Civil rights can also refer to protection against private actors or entities. The U.S. Congress subsequently addressed the issue through the Civil Rights Act of 1964 Sec. 201. which states: (a) All persons shall be entitled to the full and equal enjoyment of the goods, services, facilities, privileges, advantages, and accommodations of any place of public accommodation, as defined in this section, without discrimination or segregation on the ground of race, color, religion, or national origin or sex. This legislation and the Americans with Disabilities Act of 1990 are constitutional under the Commerce Clause, as the Supreme Court has ruled that the Fourteenth Amendment only applies to the State. States generally have the power to enact similar legislation, provided that they meet the federal government under the doctrine of police powers.
The terms civil rights and civil liberties are often used interchangeably in the United States. Thomas Jefferson wrote, "a free people [claim] their rights as derived from the laws of nature, and not as the gift of their chief magistrate."
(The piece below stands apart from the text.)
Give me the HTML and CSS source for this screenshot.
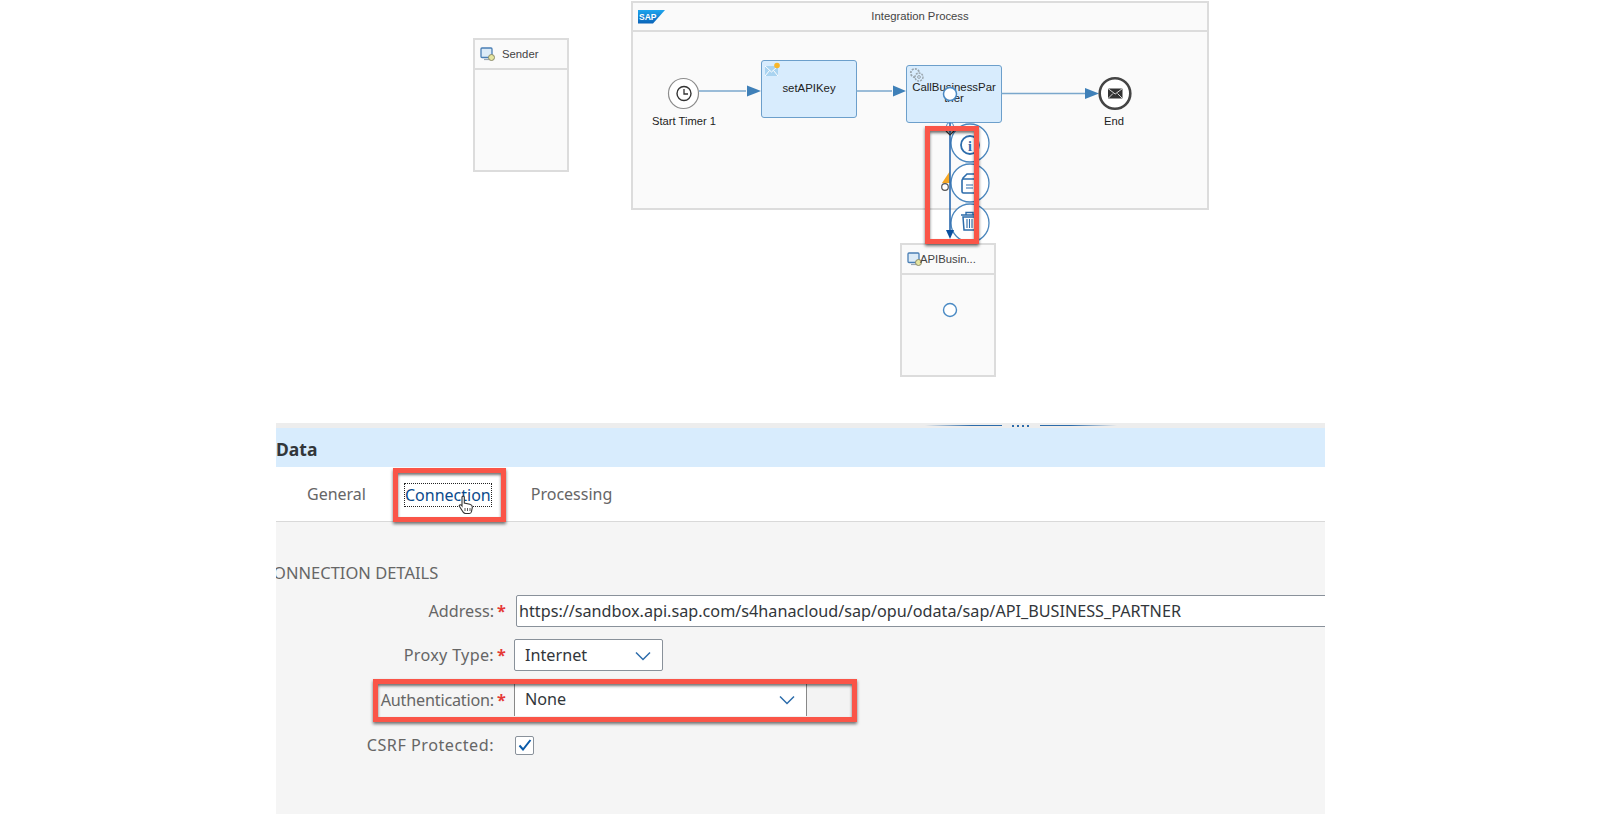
FILE: index.html
```html
<!DOCTYPE html>
<html>

<head>
	<meta http-equiv="Content-Type" content="text/html; charset=utf-8" />
	<title>Integration Process</title>
	<link rel="stylesheet" href="styles.css">
</head>

<body>
	<!-- iflow diagram -->
	<div class="canvas">
		<div class="pool pool-sender">
			<div class="pool-head">
				<svg class="sys-icon" width="16" height="16" viewBox="0 0 16 16"><rect x="1" y="2" width="11" height="9.500" rx="1" fill="#dcebf7" stroke="#4a7fb5" stroke-width="1.300"/><path d="M4 13.500h6" stroke="#9aa7b2" stroke-width="1.200"/><circle cx="11.500" cy="11.500" r="3" fill="#e6e6a0" stroke="#8a8a6a"/></svg>
				<span class="pool-name">Sender</span>
			</div>
		</div>

		<div class="pool pool-process">
			<div class="pool-head">
				<svg class="sap-logo" width="28" height="14" viewBox="0 0 28 14"><defs><linearGradient id="sapblue" x1="0" y1="0" x2="0" y2="1"><stop offset="0" stop-color="#1ea5ee"/><stop offset="1" stop-color="#0a63b8"/></linearGradient></defs><polygon points="0,0 27,0 15,13.500 0,13.500" fill="url(#sapblue)"/><text x="1" y="10" class="sap-text">SAP</text></svg>
				<span class="process-name">Integration Process</span>
			</div>
		</div>

		<div class="pool pool-receiver">
			<div class="pool-head">
				<svg class="sys-icon" width="16" height="16" viewBox="0 0 16 16"><rect x="1" y="2" width="11" height="9.500" rx="1" fill="#dcebf7" stroke="#4a7fb5" stroke-width="1.300"/><path d="M4 13.500h6" stroke="#9aa7b2" stroke-width="1.200"/><circle cx="11.500" cy="11.500" r="3" fill="#e6e6a0" stroke="#8a8a6a"/></svg>
				<span class="pool-name">APIBusin...</span>
			</div>
		</div>

		<div class="step step-key">
			<svg class="step-icon" width="17" height="15" viewBox="0 0 17 15"><path d="M1 4h13v10H1z" fill="#a9d3f0"/><path d="M1 4l6.500 6L14 4M1 14l4.500-5.500M14 14L9.500 8.500" fill="none" stroke="#fff"/><circle cx="13" cy="3.500" r="2.800" fill="#f8b62a"/></svg>
			<span>setAPIKey</span>
		</div>
		<div class="step step-call">
			<svg class="step-icon" width="16" height="16" viewBox="0 0 16 16"><circle cx="6" cy="6" r="4.200" fill="none" stroke="#9aa5ad" stroke-width="1.800" stroke-dasharray="2 1.200"/><circle cx="10" cy="10" r="4" fill="#d8ecfd" stroke="#9aa5ad" stroke-width="1.400" stroke-dasharray="2 1"/><circle cx="10" cy="10" r="1.400" fill="none" stroke="#9aa5ad"/></svg>
			<span>CallBusinessPar<br>tner</span>
		</div>

		<div class="event-label label-start">Start Timer 1</div>
		<div class="event-label label-end">End</div>

		<svg class="wires" width="1600" height="423" viewBox="0 0 1600 423">
			<!-- sequence flows -->
			<path d="M699 91H746" class="flow"/>
			<polygon points="747,85.500 761,91 747,96.500" class="flow-head"/>
			<path d="M856 91H892" class="flow"/>
			<polygon points="893,85.500 906,91 893,96.500" class="flow-head"/>
			<path d="M1001 93.500H1086" class="flow"/>
			<polygon points="1085,88 1099,93.500 1085,99" class="flow-head"/>

			<!-- start timer -->
			<circle cx="683.500" cy="93.500" r="15" fill="#fff" stroke="#8c8c8c" stroke-width="1.200"/>
			<circle cx="684" cy="93.500" r="7" fill="none" stroke="#333" stroke-width="1.400"/>
			<path d="M684 89v5h4" fill="none" stroke="#333" stroke-width="1.300"/>

			<!-- end event -->
			<circle cx="1115" cy="93.500" r="15.300" fill="#fff" stroke="#444" stroke-width="2.600"/>
			<rect x="1108" y="88.500" width="14.500" height="10" fill="#333"/>
			<path d="M1108 88.500l7.200 5.500 7.300-5.500M1108 98.500l5-5M1122.500 98.500l-5-5" fill="none" stroke="#fff" stroke-width=".8"/>

			<!-- context pad -->
			<circle cx="950" cy="94" r="6.500" fill="#fff" stroke="#4a8ac4" stroke-width="1.500"/>
			<circle cx="970" cy="143" r="19" fill="#fff" stroke="#4a86bd" stroke-width="1.300"/>
			<circle cx="970" cy="183" r="19" fill="#fff" stroke="#4a86bd" stroke-width="1.300"/>
			<circle cx="970" cy="223" r="19" fill="#fff" stroke="#4a86bd" stroke-width="1.300"/>

			<!-- info -->
			<circle cx="970" cy="145" r="9" fill="none" stroke="#2c6cab" stroke-width="1.800"/>
			<text x="970" y="150.500" class="info-i">i</text>

			<!-- copy -->
			<path d="M963 181v-3l4-4h9v5" fill="none" stroke="#2c6cab" stroke-width="1.600"/>
			<rect x="962" y="179" width="15" height="14" rx="1.500" fill="#fff" stroke="#2c6cab" stroke-width="1.600"/>
			<path d="M966 185h7M966 188h7" stroke="#2c6cab" stroke-width="1.200"/>

			<!-- trash -->
			<path d="M961 215h17M966 215v-2.500h7v2.500" fill="none" stroke="#2c6cab" stroke-width="1.400"/>
			<path d="M963 217l1 13h11l1-13z" fill="none" stroke="#2c6cab" stroke-width="1.500"/>
			<path d="M967 219v9M969.500 219v9M972 219v9" stroke="#2c6cab" stroke-width="1.100"/>

			<!-- warning, half hidden behind the line -->
			<polygon points="950,171 950,183 942,183" fill="#f5a623"/>
			<circle cx="945" cy="187" r="3.300" fill="#fff" stroke="#555" stroke-width="1.200"/>

			<!-- connection to the receiver -->
			<circle cx="950" cy="126" r="3.500" fill="#fff" stroke="#4a8ac4"/>
			<path d="M950 123V232" stroke="#1c5fa8" stroke-width="1.500"/>
			<path d="M946 131l4 4 4-4" fill="none" stroke="#333" stroke-width="1.200"/>
			<polygon points="946,230 954,230 950,239" fill="#0a4f9e"/>

			<circle cx="950" cy="310" r="6.500" fill="#fff" stroke="#4a8ac4" stroke-width="1.400"/>
		</svg>

		<div class="mark mark-flow"></div>
	</div>

	<!-- property sheet -->
	<div class="sheet">
		<div class="sash">
			<span class="sash-line sash-left"></span>
			<span class="sash-dots"></span>
			<span class="sash-line sash-right"></span>
		</div>
		<h2 class="sheet-title">Data</h2>
		<ul class="tabs">
			<li class="tab-general">General</li>
			<li class="tab-on"><span>Connection</span>
				<svg class="cursor" width="16" height="20" viewBox="0 0 16 20"><path d="M4 2.200c0-1.500 2.300-1.500 2.300 0V8l5.500 1.300c1.800.5 2.700 1.500 2.500 3.200l-.8 4c-.2 1.200-1 2-2.200 2H7.500c-1 0-1.700-.5-2.300-1.300L1.500 11.500c-.8-1.300 1-2.500 2-1.200L4 11z" fill="#fff" stroke="#333" stroke-width="1.100"/><path d="M7 13v3M9.500 13v3M12 13v3" stroke="#555"/></svg>
			</li>
			<li>Processing</li>
		</ul>
		<div class="details">
			<h3 class="details-title">CONNECTION DETAILS</h3>
			<div class="row row-address">
				<label class="lbl">Address:<b>*</b></label>
				<div class="field field-address">https://sandbox.api.sap.com/s4hanacloud/sap/opu/odata/sap/API_BUSINESS_PARTNER</div>
			</div>
			<div class="row row-proxy">
				<label class="lbl lbl-proxy">Proxy Type:<b>*</b></label>
				<div class="field field-select field-proxy">Internet
					<svg class="chev" width="16" height="10" viewBox="0 0 16 10"><path d="M1 1.500l7 7 7-7" fill="none" stroke="#2c6cab" stroke-width="1.500"/></svg>
				</div>
			</div>
			<div class="row row-auth">
				<label class="lbl lbl-auth">Authentication:<b>*</b></label>
				<div class="field field-select field-auth">None
					<svg class="chev" width="16" height="10" viewBox="0 0 16 10"><path d="M1 1.500l7 7 7-7" fill="none" stroke="#2c6cab" stroke-width="1.500"/></svg>
				</div>
				<div class="auth-rest"></div>
			</div>
			<div class="row row-csrf">
				<label class="lbl lbl-csrf">CSRF Protected:<b class="no-star"></b></label>
				<span class="check"><svg width="14" height="12" viewBox="0 0 14 12"><path d="M1.500 6.500l3.500 4 7.500-9.500" fill="none" stroke="#0a5aa8" stroke-width="2"/></svg></span>
			</div>
		</div>
		<div class="mark mark-auth"></div>
	</div>
</body>

</html>
```
FILE: styles.css
```css
body,
h2,
h3,
ul,
li {
	margin: 0;
	padding: 0;
}

body {
	background: #fff;
	color: #333;
	font: 11px/1.2 "Liberation Sans", Arial, sans-serif;
	overflow: hidden;
}

ul {
	list-style-type: none;
}

/* diagram */
.canvas {
	position: relative;
	height: 423px;
}

.wires {
	position: absolute;
	left: 0;
	top: 0;
}

.pool {
	position: absolute;
	box-sizing: border-box;
	background: #fafafa;
	border: 2px solid #dcdcdc;
}

.pool-head {
	position: relative;
	display: flex;
	align-items: center;
	height: 28px;
	border-bottom: 2px solid #dcdcdc;
	color: #444;
	font-size: 11.3px;
}

.pool-sender {
	left: 473px;
	top: 38px;
	width: 96px;
	height: 134px;
}

.pool-process {
	left: 631px;
	top: 1px;
	width: 578px;
	height: 209px;
}

.pool-process .pool-head {
	height: 27px;
}

.pool-receiver {
	left: 900px;
	top: 243px;
	width: 96px;
	height: 134px;
}

.sys-icon {
	margin-left: 5px;
	flex: none;
}

.pool-name {
	margin-left: 6px;
	padding-top: 1px;
}

.pool-receiver .pool-name {
	margin-left: -3px;
}

.sap-logo {
	margin-left: 5px;
}

.sap-text {
	fill: #fff;
	font: bold 8.500px "Liberation Sans", sans-serif;
}

.process-name {
	position: absolute;
	left: 0;
	right: 0;
	padding-top: 1px;
	text-align: center;
}

.step {
	position: absolute;
	box-sizing: border-box;
	width: 96px;
	height: 58px;
	display: flex;
	align-items: center;
	justify-content: center;
	text-align: center;
	background: #d8ecfd;
	border: 1px solid #6c9fcb;
	border-radius: 3px;
	color: #222;
	font-size: 11.4px;
	line-height: 11px;
}

.step-key {
	left: 761px;
	top: 60px;
}

.step-key span {
	margin-top: -2px;
}

.step-call {
	left: 906px;
	top: 65px;
}

.step-call span {
	margin-top: -3px;
}

.step-icon {
	position: absolute;
	left: 2px;
	top: 1px;
}

.event-label {
	position: absolute;
	color: #222;
	font-size: 11.2px;
	white-space: nowrap;
}

.label-start {
	left: 652px;
	top: 115px;
}

.label-end {
	left: 1104px;
	top: 115px;
}

.info-i {
	fill: #2c6cab;
	font: bold 14px "Liberation Serif", serif;
	text-anchor: middle;
}

.flow {
	fill: none;
	stroke: #7aa7cc;
	stroke-width: 1.500;
}

.flow-head {
	fill: #3f80b8;
}

/* red highlight frames */
.mark {
	position: absolute;
	box-sizing: border-box;
	border: 5px solid #fa5548;
	box-shadow: 0 2px 3px rgba(0, 0, 0, .55), inset 0 2px 3px rgba(0, 0, 0, .55);
}

.mark-flow {
	left: 925px;
	top: 126px;
	width: 54px;
	height: 118px;
}

.mark-auth {
	left: 97px;
	top: 256px;
	width: 484px;
	height: 43px;
}

/* property sheet */
.sheet {
	position: relative;
	width: 1049px;
	height: 391px;
	margin-left: 276px;
	background: #f5f5f5;
	overflow: hidden;
	font-family: "Noto Sans", "Open Sans", sans-serif;
	color: #32363a;
}

.sash {
	display: flex;
	align-items: center;
	height: 5px;
	padding-left: 649px;
	background: #ededed;
}

.sash-line {
	width: 77px;
	height: 1.500px;
	background: #2c6cab;
}

.sash-left {
	background: linear-gradient(to right, transparent, #2c6cab 60%);
}

.sash-right {
	background: linear-gradient(to left, transparent, #2c6cab 60%);
}

.sash-dots {
	width: 18px;
	height: 2px;
	margin: 0 10px;
	background: repeating-linear-gradient(to right, #2c6cab 0 2px, transparent 2px 5px);
}

.sheet-title {
	box-sizing: border-box;
	height: 39px;
	padding-top: 4px;
	background: #d8ecfd;
	font-size: 17.5px;
	font-weight: 700;
	line-height: 35px;
}

.tabs {
	display: flex;
	align-items: center;
	height: 55px;
	box-sizing: border-box;
	padding-left: 31px;
	background: #fff;
	border-bottom: 1px solid #d9d9d9;
	color: #666;
	font-size: 16px;
}

.tabs li {
	position: relative;
	padding-top: 2px;
}

.tabs .tab-general {
	margin-right: 27px;
}

.tabs .tab-on {
	display: flex;
	align-items: center;
	align-self: flex-start;
	box-sizing: border-box;
	height: 54px;
	margin: 1px 25px 0 0;
	padding: 0 10px 0 7px;
	color: #0a4a8c;
	border: 5px solid #fa5548;
	box-shadow: 0 2px 3px rgba(0, 0, 0, .55), inset 0 2px 3px rgba(0, 0, 0, .55);
}

.tab-on span {
	display: block;
	outline: 1px dotted #222;
	line-height: 22px;
}

.cursor {
	position: absolute;
	left: 60px;
	top: 22px;
}

.details {
	padding-top: 40px;
}

.details-title {
	margin: 0 0 11px -13px;
	color: #666;
	font-size: 16.5px;
	font-weight: 400;
	line-height: 22px;
}

.row {
	display: flex;
	align-items: center;
	font-size: 16.2px;
}

.lbl {
	box-sizing: border-box;
	width: 238px;
	flex: none;
	padding-top: 2px;
	text-align: right;
	color: #666;
	white-space: nowrap;
}

.lbl-proxy {
	letter-spacing: .3px;
}

.lbl-auth {
	letter-spacing: -.2px;
}

.lbl-csrf {
	letter-spacing: .5px;
}

.lbl b {
	display: inline-block;
	width: 20px;
	box-sizing: border-box;
	padding-left: 3px;
	text-align: left;
	letter-spacing: 0;
	color: #e53935;
	font-weight: 700;
}

.field {
	box-sizing: border-box;
	height: 32px;
	color: #32363a;
	background: #fff;
	border: 1px solid #89919a;
	border-radius: 2px;
	line-height: 31px;
	white-space: nowrap;
}

.row-address {
	height: 32px;
}

.field-address {
	flex: 1;
	margin-left: 2px;
	margin-right: -4px;
	padding-left: 2px;
}

.row-proxy {
	height: 32px;
	margin-top: 12px;
}

.field-select {
	position: relative;
	padding-left: 10px;
}

.field-proxy {
	width: 149px;
}

.chev {
	position: absolute;
	right: 11px;
	top: 11px;
}

.row-auth {
	height: 32px;
	margin-top: 13px;
}

.field-auth {
	width: 293px;
	border-radius: 0;
	border-width: 0 1px;
	border-color: #888;
}

.auth-rest {
	width: 44px;
	height: 32px;
	background: #f3f3f3;
}

.row-csrf {
	height: 20px;
	margin-top: 19px;
}

.no-star {
	padding: 0;
}

.check {
	display: flex;
	align-items: center;
	justify-content: center;
	box-sizing: border-box;
	width: 19px;
	height: 19px;
	margin-left: 1px;
	background: #fff;
	border: 1px solid #89919a;
	border-radius: 2px;
}
```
The United States Constitution recognizes different civil rights than do most other national constitutions. Two examples of civil rights found in the US but rarely (if ever) elsewhere are the right to bear arms (Second Amendment to the United States Constitution) and the right to a jury trial (Sixth Amendment to the United States Constitution). Few nations, not even including a world organization body such as the United Nations, have recognized either of these civil rights. Many nations recognize an individual's civil right to not be executed for murdering another, a civil right not recognized within the US.
Germany
The civil rights are declared in the Basic Law for the Federal Republic of Germany, especially in articles 1 - 19.